The waters off the east coast of Malaysia in mid-October were abuzz with small boats from the Royal Australian Navy, the United Kingdom and Malaysia, with HMAS Canberra’s dock central to the training.
CAPTION: Crew members from HMS Diamond conduct a contactless boat-landing exercise with HMAS Canberra personnel during Exercise Bersama Gold 21. Story by Captain Peter March. Photo by Petty Officer Christopher Szumlanski.
The small-boat training was conducted during Exercise Bersama Gold 21 (BG21).
Canberra’s deputy amphibious operations officer Captain Ashley Busatto said the training was important.
“For us, the integration with foreign forces is always something worth exercising,” Captain Busatto said.
“In particular, the small boats were coming from vessels that don’t regularly train with amphibious ships with a well dock, so it was a positive learning experience for them.
“Conversely, we normally receive Australian Navy and Army landing craft, so in this exercise, we also could practise different techniques and procedures and gain proficiency with other nation’s assets.”

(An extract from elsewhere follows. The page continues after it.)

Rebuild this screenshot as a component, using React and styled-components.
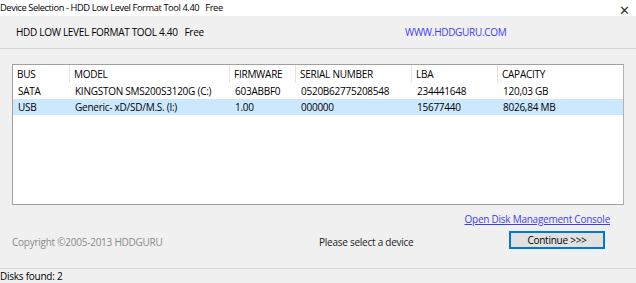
import React from "react";
import styled, { createGlobalStyle } from "styled-components";

const Global = createGlobalStyle`
  html, body { margin: 0; padding: 0; background: #f0f0f0; }
  body {
    font-family: "Open Sans", "Noto Sans", sans-serif;
    font-size: 10px;
    letter-spacing: -0.25px;
    color: #000;
  }
`;

const Window = styled.div`
  width: 636px;
  height: 283px;
  display: flex;
  flex-direction: column;
  background: #f0f0f0;
  overflow: hidden;
`;

const TitleBar = styled.div`
  height: 16px;
  background: #fff;
  display: flex;
  align-items: center;
  justify-content: space-between;
  padding: 0 6px 0 0;
  line-height: 14px;
  font-size: 9.3px;
  letter-spacing: -0.4px;
`;

const Close = styled.span`
  font-size: 13px;
  color: #333;
  line-height: 14px;
  margin-top: 3px;
`;

const Banner = styled.div`
  height: 32px;
  border-bottom: 1px solid #d4d4d4;
  display: flex;
  align-items: center;
  padding-left: 16px;
  letter-spacing: -0.3px;
`;

const BannerTitle = styled.div`
  width: 389px;
  white-space: pre;
`;

const SiteLink = styled.span`
  color: #3d3df0;
`;

const Content = styled.div`
  flex: 1;
  padding: 15px 12px 0 12px;
  display: flex;
  flex-direction: column;
`;

const ListBox = styled.div`
  height: 139px;
  border: 1px solid #a0a0a0;
  background: #fff;
  border-right-color: #b0b0b0;
`;

const cols = "57px 160px 66px 116px 86px 1fr";

const Row = styled.div`
  display: grid;
  grid-template-columns: ${cols};
  height: ${(p) => (p.$header ? 18 : 16)}px;
  align-items: center;
  background: ${(p) => (p.$selected ? "#cce8ff" : "transparent")};
`;

const Cell = styled.div`
  padding-left: ${(p) => (p.$header ? 4 : 5)}px;
  height: 100%;
  display: flex;
  align-items: center;
  white-space: nowrap;
  border-right: ${(p) => (p.$header ? "1px solid #e5e5e5" : "none")};
  &:last-child { border-right: none; }
`;

const LinkRow = styled.div`
  display: flex;
  justify-content: flex-end;
  padding-right: 14px;
  margin-top: 6px;
  height: 16px;
  align-items: center;
`;

const ConsoleLink = styled.a`
  color: #3d3df0;
  text-decoration: underline;
`;

const ActionRow = styled.div`
  display: grid;
  grid-template-columns: 307px 190px 96px;
  align-items: center;
  margin-top: 3px;
  height: 19px;
`;

const Copyright = styled.div`
  color: #8a8a8a;
  margin-top: 5px;
`;

const Prompt = styled.div`
  color: #222;
  margin-top: 5px;
`;

const Button = styled.button`
  width: 96px;
  height: 18px;
  border: 1px solid #0078d7;
  background: #e1e1e1;
  font: inherit;
  letter-spacing: inherit;
  color: #000;
  padding: 0;
  box-shadow: inset 0 0 0 1px #0078d7;
`;

const StatusBar = styled.div`
  height: 14px;
  border-top: 1px solid #d7d7d7;
  display: flex;
  align-items: center;
  line-height: 14px;
  margin-top: auto;
`;

const headers = ["BUS", "MODEL", "FIRMWARE", "SERIAL NUMBER", "LBA", "CAPACITY"];
const rows = [
  ["SATA", "KINGSTON SMS200S3120G (C:)", "603ABBF0", "0520B62775208548", "234441648", "120,03 GB"],
  ["USB", "Generic- xD/SD/M.S. (I:)", "1.00", "000000", "15677440", "8026,84 MB"],
];

export default function App() {
  return (
    <Window>
      <Global />
      <TitleBar>
        <span>Device Selection - HDD Low Level Format Tool 4.40&nbsp;&nbsp;&nbsp;Free</span>
        <Close>✕</Close>
      </TitleBar>
      <Banner>
        <BannerTitle>{"HDD LOW LEVEL FORMAT TOOL 4.40   Free"}</BannerTitle>
        <SiteLink>WWW.HDDGURU.COM</SiteLink>
      </Banner>
      <Content>
        <ListBox>
          <Row $header>
            {headers.map((h) => (
              <Cell $header key={h}>{h}</Cell>
            ))}
          </Row>
          {rows.map((r, i) => (
            <Row key={i} $selected={i === 1}>
              {r.map((c, j) => (
                <Cell key={j}>{c}</Cell>
              ))}
            </Row>
          ))}
        </ListBox>
        <LinkRow>
          <ConsoleLink>Open Disk Management Console</ConsoleLink>
        </LinkRow>
        <ActionRow>
          <Copyright>Copyright ©2005-2013 HDDGURU</Copyright>
          <Prompt>Please select a device</Prompt>
          <Button>Continue &gt;&gt;&gt;</Button>
        </ActionRow>
      </Content>
      <StatusBar>Disks found: 2</StatusBar>
    </Window>
  );
}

BG21 was conducted with select Five Power Defence Arrangements (FPDA) countries. The FPDA countries are Australia, the United Kingdom, Malaysia, Singapore and New Zealand and this year marks the 50th anniversary of the FPDA.
BG21 is mainly a large-scale air and maritime training exercise, with concurrent yet delinked land workshops.
HMAS Canberra was the only landing helicopter dock taking part in the exercise.
Commanding Officer HMAS Canberra Captain Jace Hutchison said he was pleased to lend his ship’s capability to the training.
“It’s great to be able to engage and coordinate with global and regional security partners in this effort,” Captain Hutchison said.
“This kind of exercise enhances the interoperability and strengthens the professional relationships between the defence forces of the FPDA nations.”
In Canberra’s boat dock, the amphibious team made the best of the activity, even though COVID-19 restrictions prohibited the implementation of a shore-based component.
They rehearsed integration with the rigid hull inflatable boats and small boats of FPDA nations, practising the processes and procedures of receiving them in Canberra’s dock.
Canberra’s integral landing craft crews were also able to rehearse their skills, particularly dead-boat recoveries, engine-failure drills and launching and recovering Zodiacs and amphibious beach elements.
“The activity certainly achieved what we wanted, even down to all nations being able to conduct a gunnery exercise,” Captain Busatto said.
“All their sea boats were recovered through the well dock, and I was happy with the communications of all nations.
“In Canberra’s operations room, we knew exactly what each ship was doing and where their sea boats were, which made it easy to coordinate.”